REQUIREMENTS -
Can you print the data exactly and leave out each image?

★ ★ ★ ★ ★ ★ ★

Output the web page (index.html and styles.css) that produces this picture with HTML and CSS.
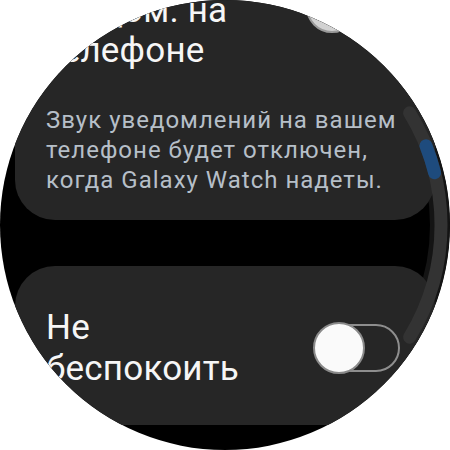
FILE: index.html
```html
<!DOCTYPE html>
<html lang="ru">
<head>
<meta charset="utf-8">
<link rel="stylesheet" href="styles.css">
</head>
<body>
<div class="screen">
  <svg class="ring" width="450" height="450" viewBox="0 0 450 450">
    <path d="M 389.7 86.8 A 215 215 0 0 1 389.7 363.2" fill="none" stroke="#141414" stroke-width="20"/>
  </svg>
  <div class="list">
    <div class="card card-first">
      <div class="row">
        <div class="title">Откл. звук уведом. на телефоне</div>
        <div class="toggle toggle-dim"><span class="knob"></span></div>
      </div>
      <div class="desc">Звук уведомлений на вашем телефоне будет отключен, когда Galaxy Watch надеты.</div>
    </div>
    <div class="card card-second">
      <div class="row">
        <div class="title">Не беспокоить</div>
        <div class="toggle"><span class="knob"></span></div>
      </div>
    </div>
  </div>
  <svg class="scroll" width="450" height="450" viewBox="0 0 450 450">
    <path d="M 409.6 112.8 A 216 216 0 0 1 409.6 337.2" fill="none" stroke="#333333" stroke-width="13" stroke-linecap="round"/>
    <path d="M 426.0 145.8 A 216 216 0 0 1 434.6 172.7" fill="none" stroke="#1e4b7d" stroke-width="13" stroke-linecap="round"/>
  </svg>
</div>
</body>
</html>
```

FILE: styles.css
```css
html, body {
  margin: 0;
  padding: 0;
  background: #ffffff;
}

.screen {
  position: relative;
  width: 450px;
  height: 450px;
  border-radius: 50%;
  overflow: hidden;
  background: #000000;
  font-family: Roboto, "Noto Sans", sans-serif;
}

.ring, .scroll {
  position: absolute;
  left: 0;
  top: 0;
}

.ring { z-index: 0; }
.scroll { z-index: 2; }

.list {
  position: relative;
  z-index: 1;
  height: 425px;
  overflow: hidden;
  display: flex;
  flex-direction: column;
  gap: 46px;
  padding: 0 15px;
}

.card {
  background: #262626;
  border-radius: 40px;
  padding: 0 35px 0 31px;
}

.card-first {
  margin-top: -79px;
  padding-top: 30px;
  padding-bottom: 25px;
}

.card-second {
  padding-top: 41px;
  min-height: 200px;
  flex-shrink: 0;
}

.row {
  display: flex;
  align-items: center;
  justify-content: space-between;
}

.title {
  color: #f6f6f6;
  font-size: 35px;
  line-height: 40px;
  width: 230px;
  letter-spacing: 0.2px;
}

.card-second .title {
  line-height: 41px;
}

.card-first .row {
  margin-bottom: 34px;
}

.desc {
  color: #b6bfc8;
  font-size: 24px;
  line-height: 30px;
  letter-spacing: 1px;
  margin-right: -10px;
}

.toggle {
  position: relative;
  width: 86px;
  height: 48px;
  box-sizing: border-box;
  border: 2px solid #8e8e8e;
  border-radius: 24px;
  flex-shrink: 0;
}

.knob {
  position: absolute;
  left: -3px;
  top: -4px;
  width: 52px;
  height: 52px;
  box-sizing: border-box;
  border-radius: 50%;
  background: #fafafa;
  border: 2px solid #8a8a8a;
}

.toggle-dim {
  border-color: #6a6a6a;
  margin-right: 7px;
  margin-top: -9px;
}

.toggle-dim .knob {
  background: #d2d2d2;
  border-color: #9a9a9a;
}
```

★ ★ ★ ★ ★ ★ ★

SOLUTION TO THE EXERCISE -
Output the web page (index.html and styles.css) that produces this picture with HTML and CSS.
FILE: index.html
```html
<!DOCTYPE html>
<html lang="ru">
<head>
<meta charset="utf-8">
<link rel="stylesheet" href="styles.css">
</head>
<body>
<div class="screen">
  <svg class="ring" width="450" height="450" viewBox="0 0 450 450">
    <path d="M 389.7 86.8 A 215 215 0 0 1 389.7 363.2" fill="none" stroke="#141414" stroke-width="20"/>
  </svg>
  <div class="list">
    <div class="card card-first">
      <div class="row">
        <div class="title">Откл. звук уведом. на телефоне</div>
        <div class="toggle toggle-dim"><span class="knob"></span></div>
      </div>
      <div class="desc">Звук уведомлений на вашем телефоне будет отключен, когда Galaxy Watch надеты.</div>
    </div>
    <div class="card card-second">
      <div class="row">
        <div class="title">Не беспокоить</div>
        <div class="toggle"><span class="knob"></span></div>
      </div>
    </div>
  </div>
  <svg class="scroll" width="450" height="450" viewBox="0 0 450 450">
    <path d="M 409.6 112.8 A 216 216 0 0 1 409.6 337.2" fill="none" stroke="#333333" stroke-width="13" stroke-linecap="round"/>
    <path d="M 426.0 145.8 A 216 216 0 0 1 434.6 172.7" fill="none" stroke="#1e4b7d" stroke-width="13" stroke-linecap="round"/>
  </svg>
</div>
</body>
</html>
```

FILE: styles.css
```css
html, body {
  margin: 0;
  padding: 0;
  background: #ffffff;
}

.screen {
  position: relative;
  width: 450px;
  height: 450px;
  border-radius: 50%;
  overflow: hidden;
  background: #000000;
  font-family: Roboto, "Noto Sans", sans-serif;
}

.ring, .scroll {
  position: absolute;
  left: 0;
  top: 0;
}

.ring { z-index: 0; }
.scroll { z-index: 2; }

.list {
  position: relative;
  z-index: 1;
  height: 425px;
  overflow: hidden;
  display: flex;
  flex-direction: column;
  gap: 46px;
  padding: 0 15px;
}

.card {
  background: #262626;
  border-radius: 40px;
  padding: 0 35px 0 31px;
}

.card-first {
  margin-top: -79px;
  padding-top: 30px;
  padding-bottom: 25px;
}

.card-second {
  padding-top: 41px;
  min-height: 200px;
  flex-shrink: 0;
}

.row {
  display: flex;
  align-items: center;
  justify-content: space-between;
}

.title {
  color: #f6f6f6;
  font-size: 35px;
  line-height: 40px;
  width: 230px;
  letter-spacing: 0.2px;
}

.card-second .title {
  line-height: 41px;
}

.card-first .row {
  margin-bottom: 34px;
}

.desc {
  color: #b6bfc8;
  font-size: 24px;
  line-height: 30px;
  letter-spacing: 1px;
  margin-right: -10px;
}

.toggle {
  position: relative;
  width: 86px;
  height: 48px;
  box-sizing: border-box;
  border: 2px solid #8e8e8e;
  border-radius: 24px;
  flex-shrink: 0;
}

.knob {
  position: absolute;
  left: -3px;
  top: -4px;
  width: 52px;
  height: 52px;
  box-sizing: border-box;
  border-radius: 50%;
  background: #fafafa;
  border: 2px solid #8a8a8a;
}

.toggle-dim {
  border-color: #6a6a6a;
  margin-right: 7px;
  margin-top: -9px;
}

.toggle-dim .knob {
  background: #d2d2d2;
  border-color: #9a9a9a;
}
```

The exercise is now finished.